Optimal I2V prompt length is 10–30 words. Describing the reference content wastes tokens and sometimes conflicts with the actual image. Active verbs, one main camera move, optional speed modifier — «slowly», «gradually», «suddenly».
Timestamp syntax for sequential scenes
The unique Gen-4.5 feature is timecode direction. Format: `[00:01] action`, `[00:03] next action`. This is the best way to build a mini-narrative from several actions inside a 5–10 second clip.
The key rule — timecodes must be realistic. «Walking across the room in 0.5 seconds» is physically impossible, and the model will either break it or ruin the dynamics. Give beats room to breathe: 2–3 seconds for a full action, 1 second for a short gesture or cut.
Example: `[00:01] A bird takes off from a branch. [00:03] It soars over a misty valley. [00:06] Camera pulls back to reveal the full mountain range.`
Common mistakes
1. Mixing T2V and I2V logic
In T2V you describe the whole scene; in I2V you describe only movement. If you describe «a woman in red in a park» in I2V, the model will try to match the text to the reference and sometimes drift. If you forget the environment and subject in T2V, you get «just a camera move» with no content. Know which mode you're in and write accordingly.
2. Unrealistic timecodes
`[00:01] walks across the room [00:02] sits down [00:03] picks up the cup` is unrealistic for 3 seconds of screen time. The model will either speed motion to an unnatural pace or skip some beats. Give each action 2–3 seconds of breathing room, short gestures 1 second.
3. Negative prompts
Gen-4.5 doesn't support negative prompts — it's a documented limitation. «No clouds» can produce clouds, «without text» can add text. Describe what you want positively: instead of «no fog» write «clear visibility», instead of «no jitter» write «smooth steadicam motion».

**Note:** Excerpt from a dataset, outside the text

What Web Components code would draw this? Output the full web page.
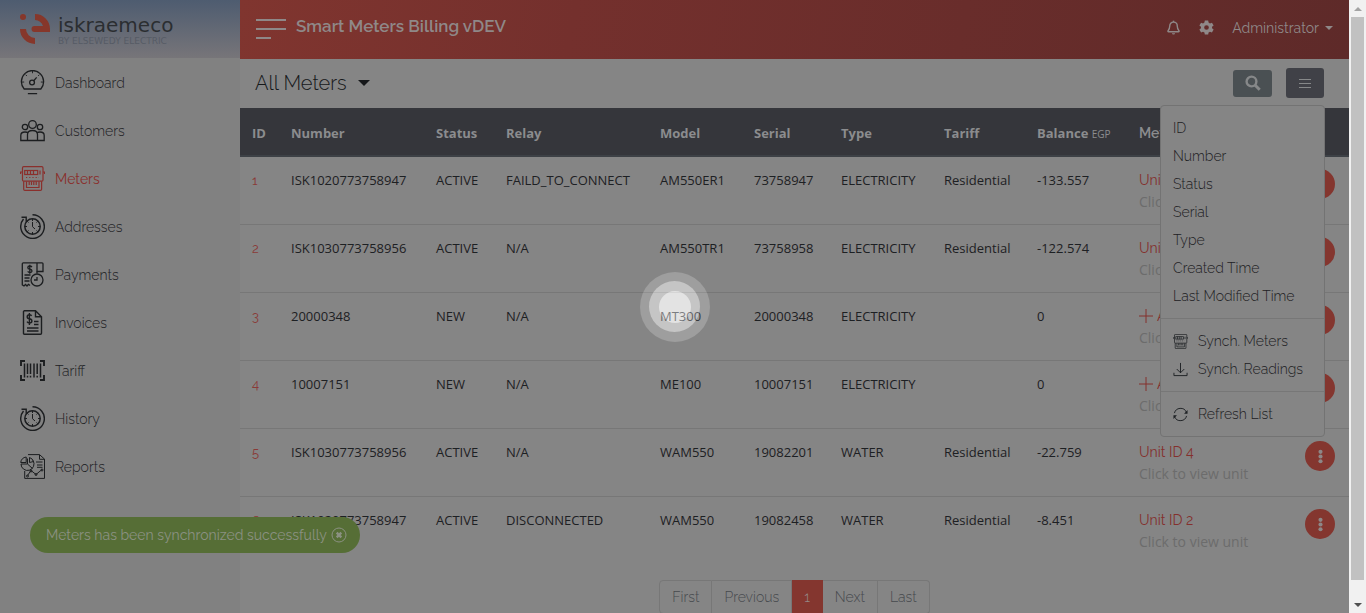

4. Aspect ratio mismatch in T2V
T2V in Gen-4.5 supports only two aspect ratios: 1280:720 (landscape) and 720:1280 (portrait). Requests like «square 1:1» or «21:9 ultrawide» won't render in T2V. I2V is more flexible — many landscape/portrait/square options because aspect comes from the input image.
5. JSON and command style
Structures like `{"camera": "dolly", "action": "walk"}` or commands like «add rain», «remove the hat», «pretend you are a director» don't work in Gen-4.5. Write in natural language, full sentences. Good: «Light rain begins to fall as the camera pulls back.» Bad: «add: rain. camera: pull back.»
Before / after examples
Example 1
Before
beautiful cinematic ocean sunset video with waves
After
Wide cinematic shot of waves rolling onto a black sand beach at sunset. Slow dolly-in toward the foam line. Warm orange and deep purple sky reflected on the wet sand. Soft, deliberate pacing, natural light, 24fps.
T2V prompt builds the whole scene: shot type, environment, camera move, color palette, fps. Active verbs in present tense, no metaphors.
Example 2
Before
bring this photo to life and make something dramatic
After
Slow push-in toward the subject. Wind picks up gradually, lifting her hair and the edges of her coat. Camera stays steady, shallow depth maintained on the eyes.
I2V mode — the prompt describes only movement and atmosphere, not reference content. Physical detail (wind lifting hair, coat edges) yields a convincing 5-second mini-story.
Example 3
Before
video where a man walks into a cafe and sits at a table
After
[00:01] Wide shot, a man pushes open the cafe door, late afternoon light streaming in. [00:04] He walks across the wooden floor toward a corner table. [00:07] He pulls out the chair and sits down, exhales slowly. Camera follows at chest height, smooth steadicam.
Timestamp syntax splits a 10-second narrative into three beats with realistic pacing — 3 seconds per action. This is the Gen-4.5 sweet spot.